Saturday, January 3, 2015

Caffeinated

It is often hard to admit when you have a problem so it is about time I think that I make a very public (though very obvious) confession.

I am addicted to coffee.

I used to just be an coffee drinker. Then life kept getting crazier and sleep more infrequent and a daily cup of Joe became a ritual. Then I met people who drank fancy coffee made with strange instruments called French Presses, Pour Over Sets, and Siphons and I discovered that maybe Maxwell House was not the house I wanted to live in for the rest of my life. Then I went on a mission trip to Colombia and visited the Coffee capital of the world complete with a coffee themed amusement park and the opportunity to see first hand where coffee comes from. Then my wife became a barista at a cool downtown coffee shop and started coming home every night smelling like espresso.

And then...I was hooked.

I am not alone, I know. There are coffee addicts everywhere and we all have our excuses.

For awhile I have blamed my crazy life and lack of sleep as my primary motive but I don't think that is necessarily true anymore.

I do not have that much trouble waking up or staying alert throughout the day and if I did I could easily jolt myself to life with a much cheaper alternative than specialty coffee and raid a gas station for energy drinks.

But energy drinks do not satisfy the longing in my soul which only coffee can fill.

Am I being dramatic? Maybe, but it is only a slight exaggeration. 

The reality is I don't drink energy drinks instead of coffee because I enjoy the feeling of drinking coffee more than I enjoy the feeling of being caffeinated.

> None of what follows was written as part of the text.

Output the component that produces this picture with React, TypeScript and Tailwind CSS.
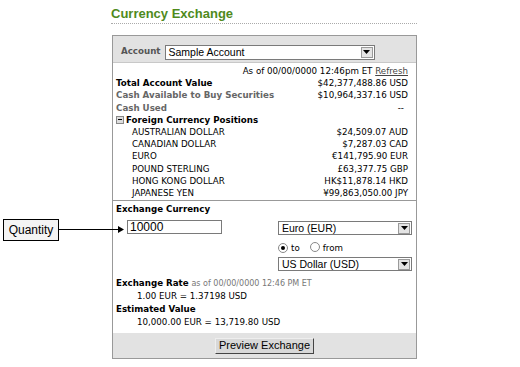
import React from "react";

const positions = [
  { name: "AUSTRALIAN DOLLAR", value: "$24,509.07 AUD" },
  { name: "CANADIAN DOLLAR", value: "$7,287.03 CAD" },
  { name: "EURO", value: "€141,795.90 EUR" },
  { name: "POUND STERLING", value: "£63,377.75 GBP" },
  { name: "HONG KONG DOLLAR", value: "HK$11,878.14 HKD" },
  { name: "JAPANESE YEN", value: "¥99,863,050.00 JPY" },
];

function SelectBox({ label, className }: { label: string; className: string }) {
  return (
    <div
      className={`flex items-center justify-between border border-[#7a7a7a] bg-white pl-[3px] pr-[1px] font-['Liberation_Sans',Arial,sans-serif] text-[10.5px] leading-none text-black ${className}`}
    >
      <span>{label}</span>
      <span className="flex h-[11px] w-[12px] items-center justify-center border border-[#9a9a9a] bg-[#e4e4e4]">
        <svg width="7" height="4" viewBox="0 0 7 4">
          <path d="M0 0h7L3.5 4z" fill="#000" />
        </svg>
      </span>
    </div>
  );
}

function Radio({ checked }: { checked?: boolean }) {
  return (
    <span className="mr-[3px] inline-flex h-[10px] w-[10px] items-center justify-center rounded-full border border-[#888] bg-white">
      {checked && <span className="h-[4px] w-[4px] rounded-full bg-black" />}
    </span>
  );
}

export default function App() {
  return (
    <div className="relative h-[367px] w-[520px] bg-white font-['DejaVu_Sans',Verdana,sans-serif] text-[8.7px] text-black">
      {/* callout */}
      <div className="absolute left-[3px] top-[219px] flex h-[22px] w-[56px] items-center justify-center border border-black bg-[#f4f4f4] font-['Liberation_Sans',Arial,sans-serif] text-[12px]">
        Quantity
      </div>
      <div className="absolute left-[59px] top-[229px] h-px w-[60px] bg-black" />
      <svg className="absolute left-[118px] top-[226px]" width="6" height="7" viewBox="0 0 6 7">
        <path d="M0 0L6 3.5L0 7z" fill="#000" />
      </svg>

      <div className="ml-[111px] w-[306px] pt-[6px]">
        <div className="border-b border-dotted border-[#aaa] pb-[2px] font-['Liberation_Sans',Arial,sans-serif] text-[13px] font-bold leading-[15px] text-[#4f8a1c]">
          Currency Exchange
        </div>

        <div className="mt-[11px] ml-px border border-[#999]">
          <div className="flex h-[27px] items-center gap-[4px] border-b border-[#c8c8c8] bg-[#e2e2e2] pt-[6px] pl-[8px]">
            <span className="font-bold text-[#555]">Account</span>
            <SelectBox label="Sample Account" className="h-[15px] w-[210px]" />
          </div>

          <div className="px-[3px] pb-px pt-[2px] leading-[12.2px]">
            <div className="pr-[5px] text-right">
              As of 00/00/0000 12:46pm ET <span className="underline text-[#444]">Refresh</span>
            </div>
            <div className="flex justify-between pr-[5px] font-bold">
              <span>Total Account Value</span>
              <span className="font-normal">$42,377,488.86 USD</span>
            </div>
            <div className="flex justify-between pr-[5px]">
              <span className="font-bold text-[#666]">Cash Available to Buy Securities</span>
              <span>$10,964,337.16 USD</span>
            </div>
            <div className="flex justify-between pr-[5px]">
              <span className="font-bold text-[#666]">Cash Used</span>
              <span className="pr-[4px]">--</span>
            </div>
            <div className="flex items-center gap-[2px] font-bold">
              <span className="flex h-[8px] w-[8px] items-center justify-center border border-[#888] bg-[#ddd]">
                <span className="h-px w-[4px] bg-black" />
              </span>
              <span>Foreign Currency Positions</span>
            </div>
            {positions.map((p) => (
              <div key={p.name} className="flex justify-between pl-[16px] pr-[5px]">
                <span>{p.name}</span>
                <span>{p.value}</span>
              </div>
            ))}
          </div>

          <div className="border-t border-[#999] px-[3px] pt-[2px] leading-[12.2px]">
            <div className="font-bold">Exchange Currency</div>
            <div className="mt-[5px] flex">
              <div className="ml-[11px] flex h-[14px] w-[95px] items-center border border-[#7a7a7a] pl-[2px] font-['Liberation_Sans',Arial,sans-serif] text-[12px]">
                10000
              </div>
              <div className="ml-[56px] mt-px flex flex-col">
                <SelectBox label="Euro (EUR)" className="h-[14px] w-[134px]" />
                <div className="mt-[7px] flex h-[12px] items-center">
                  <Radio checked />
                  <span>to</span>
                  <span className="ml-[10px]">
                    <Radio />
                  </span>
                  <span>from</span>
                </div>
                <SelectBox label="US Dollar (USD)" className="mt-[3px] h-[14px] w-[134px]" />
              </div>
            </div>

            <div className="mt-[6px] leading-[13px]">
              <div>
                <span className="font-bold">Exchange Rate</span>{" "}
                <span className="text-[8px] text-[#777]">as of 00/00/0000 12:46 PM ET</span>
              </div>
              <div className="pl-[21px]">1.00 EUR = 1.37198 USD</div>
              <div className="font-bold">Estimated Value</div>
              <div className="pl-[21px]">10,000.00 EUR = 13,719.80 USD</div>
            </div>
          </div>

          <div className="mt-[4px] flex h-[25px] items-center justify-center bg-[#e2e2e2]">
            <button className="h-[16px] w-[99px] whitespace-nowrap border border-t-[#eee] border-l-[#eee] border-r-[#444] border-b-[#444] bg-[#d8d8d8] px-0 font-['Liberation_Sans',Arial,sans-serif] text-[11px] leading-none">
              Preview Exchange
            </button>
          </div>
        </div>
      </div>
    </div>
  );
}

That might seem like an irrelevant distinction but it makes a difference.
I like coffee because it helps me write better stuff. It is all about how I feel as I am drinking it. Energy drinks are quick and get the job done but I do not enjoy drinking them. 

When I sit down to accomplish something I almost never say "I am really glad I had coffee this morning" because I am too busy saying "I wish I had coffee right now." It has nothing to do with being sleepy, but there is something about sitting down with a hot mug full of good coffee that gets me in the right frame of mind. I love the idea of coffee as much as the coffee itself. There is something about being in the moment of drinking coffee that doesn't compare to remembering when you drank coffee. Sniffing, sipping, and slurping are acts only enjoyed in the moment they are happening. 
When it comes to my time with God, however, I tend to lean the other way.

I often enjoy the residual effects of being with God more than I enjoy actually being with God.

That was a lot harder to admit than a fun coffee addiction. 

But it is true. I like having the ability to say "I'm so glad I talked to God this morning" but hardly ever say " I really wish I could stop and talk to God right now."

I enjoy being spiritually caffeinated more than sitting down to consume spiritual caffeine. 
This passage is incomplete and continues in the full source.